▸ Exercise brief
Locate each line holding the string "React" and copy it.

▸ Dataset content
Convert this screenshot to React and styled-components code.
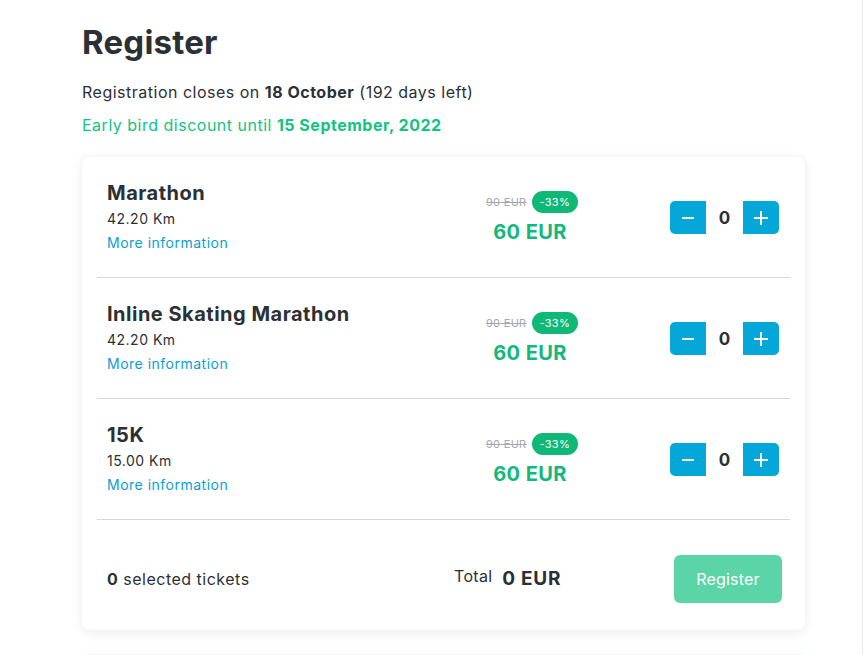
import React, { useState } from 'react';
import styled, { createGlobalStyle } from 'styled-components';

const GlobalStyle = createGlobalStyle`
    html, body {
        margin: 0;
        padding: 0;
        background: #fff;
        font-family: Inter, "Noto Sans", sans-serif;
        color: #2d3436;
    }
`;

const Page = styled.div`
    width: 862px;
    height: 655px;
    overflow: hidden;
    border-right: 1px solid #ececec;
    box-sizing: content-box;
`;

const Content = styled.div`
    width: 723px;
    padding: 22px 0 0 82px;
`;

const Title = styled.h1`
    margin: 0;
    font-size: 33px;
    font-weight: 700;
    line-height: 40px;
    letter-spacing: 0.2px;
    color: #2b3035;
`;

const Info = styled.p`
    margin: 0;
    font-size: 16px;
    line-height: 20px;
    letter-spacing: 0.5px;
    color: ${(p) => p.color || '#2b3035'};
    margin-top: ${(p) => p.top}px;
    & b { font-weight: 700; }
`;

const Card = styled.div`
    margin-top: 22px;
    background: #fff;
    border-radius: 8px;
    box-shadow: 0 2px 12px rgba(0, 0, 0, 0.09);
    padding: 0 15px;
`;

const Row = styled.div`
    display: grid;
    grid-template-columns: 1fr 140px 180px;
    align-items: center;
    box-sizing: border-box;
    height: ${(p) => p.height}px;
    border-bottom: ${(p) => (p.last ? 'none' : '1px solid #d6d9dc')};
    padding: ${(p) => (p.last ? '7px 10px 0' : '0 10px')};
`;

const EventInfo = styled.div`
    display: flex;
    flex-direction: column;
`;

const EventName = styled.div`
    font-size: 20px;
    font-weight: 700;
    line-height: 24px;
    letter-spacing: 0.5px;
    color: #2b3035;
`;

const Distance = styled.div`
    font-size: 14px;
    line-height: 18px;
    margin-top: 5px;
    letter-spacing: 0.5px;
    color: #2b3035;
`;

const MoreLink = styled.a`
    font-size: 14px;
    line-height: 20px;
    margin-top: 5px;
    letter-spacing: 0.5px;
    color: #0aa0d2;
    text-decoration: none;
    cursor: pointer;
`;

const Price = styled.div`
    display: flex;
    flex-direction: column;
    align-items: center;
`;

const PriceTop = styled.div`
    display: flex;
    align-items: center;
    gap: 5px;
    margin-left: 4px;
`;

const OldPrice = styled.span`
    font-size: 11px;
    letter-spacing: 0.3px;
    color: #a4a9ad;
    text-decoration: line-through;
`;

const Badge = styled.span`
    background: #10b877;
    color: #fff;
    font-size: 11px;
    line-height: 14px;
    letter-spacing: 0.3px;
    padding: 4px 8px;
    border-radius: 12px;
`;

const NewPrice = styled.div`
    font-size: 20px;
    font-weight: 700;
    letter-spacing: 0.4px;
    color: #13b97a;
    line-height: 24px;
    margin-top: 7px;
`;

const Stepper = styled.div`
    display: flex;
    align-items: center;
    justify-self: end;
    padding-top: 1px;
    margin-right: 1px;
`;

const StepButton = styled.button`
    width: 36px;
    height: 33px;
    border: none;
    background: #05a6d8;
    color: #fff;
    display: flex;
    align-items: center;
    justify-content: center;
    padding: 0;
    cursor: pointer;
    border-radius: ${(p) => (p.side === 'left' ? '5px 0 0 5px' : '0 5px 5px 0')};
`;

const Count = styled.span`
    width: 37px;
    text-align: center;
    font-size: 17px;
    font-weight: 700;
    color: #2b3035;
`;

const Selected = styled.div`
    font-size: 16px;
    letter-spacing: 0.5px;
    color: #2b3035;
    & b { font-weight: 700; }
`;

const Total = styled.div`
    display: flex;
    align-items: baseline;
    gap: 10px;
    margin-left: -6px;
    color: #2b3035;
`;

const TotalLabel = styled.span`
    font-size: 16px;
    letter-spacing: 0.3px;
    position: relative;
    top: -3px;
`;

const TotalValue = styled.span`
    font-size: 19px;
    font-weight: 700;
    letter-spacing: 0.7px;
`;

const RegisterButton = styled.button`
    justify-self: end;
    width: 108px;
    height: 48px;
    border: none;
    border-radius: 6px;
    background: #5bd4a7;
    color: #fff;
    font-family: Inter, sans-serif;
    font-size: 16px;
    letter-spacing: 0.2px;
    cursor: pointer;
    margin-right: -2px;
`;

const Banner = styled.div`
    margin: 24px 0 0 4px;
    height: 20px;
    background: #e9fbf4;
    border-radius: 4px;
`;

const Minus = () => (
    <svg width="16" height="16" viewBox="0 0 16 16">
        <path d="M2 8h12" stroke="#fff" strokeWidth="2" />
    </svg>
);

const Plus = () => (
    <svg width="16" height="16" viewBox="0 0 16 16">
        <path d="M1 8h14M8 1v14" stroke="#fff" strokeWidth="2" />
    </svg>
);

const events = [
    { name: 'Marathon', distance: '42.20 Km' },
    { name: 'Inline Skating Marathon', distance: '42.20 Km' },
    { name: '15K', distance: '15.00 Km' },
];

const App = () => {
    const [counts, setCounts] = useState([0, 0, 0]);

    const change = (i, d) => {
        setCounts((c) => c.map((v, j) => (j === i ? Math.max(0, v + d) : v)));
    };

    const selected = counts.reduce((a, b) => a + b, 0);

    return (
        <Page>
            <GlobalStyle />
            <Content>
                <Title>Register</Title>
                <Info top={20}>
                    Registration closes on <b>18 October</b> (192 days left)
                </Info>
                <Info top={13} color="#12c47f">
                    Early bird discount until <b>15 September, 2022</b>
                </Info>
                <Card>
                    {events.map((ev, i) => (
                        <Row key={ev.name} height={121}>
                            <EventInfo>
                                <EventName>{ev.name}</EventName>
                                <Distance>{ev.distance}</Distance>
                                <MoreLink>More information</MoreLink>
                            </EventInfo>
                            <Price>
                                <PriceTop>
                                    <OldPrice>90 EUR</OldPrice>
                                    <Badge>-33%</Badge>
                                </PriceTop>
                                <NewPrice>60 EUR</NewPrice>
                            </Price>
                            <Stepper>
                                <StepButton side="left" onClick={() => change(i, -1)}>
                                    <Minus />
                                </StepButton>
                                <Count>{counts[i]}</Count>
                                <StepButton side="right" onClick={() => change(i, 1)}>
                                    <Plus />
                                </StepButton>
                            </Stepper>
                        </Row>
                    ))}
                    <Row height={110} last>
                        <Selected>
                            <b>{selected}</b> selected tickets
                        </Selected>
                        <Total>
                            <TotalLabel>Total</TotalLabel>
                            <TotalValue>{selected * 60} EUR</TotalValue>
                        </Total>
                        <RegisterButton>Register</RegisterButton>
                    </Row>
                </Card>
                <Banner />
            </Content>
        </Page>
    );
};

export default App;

▸ Result of the task
Convert this screenshot to React and styled-components code.
import React, { useState } from 'react';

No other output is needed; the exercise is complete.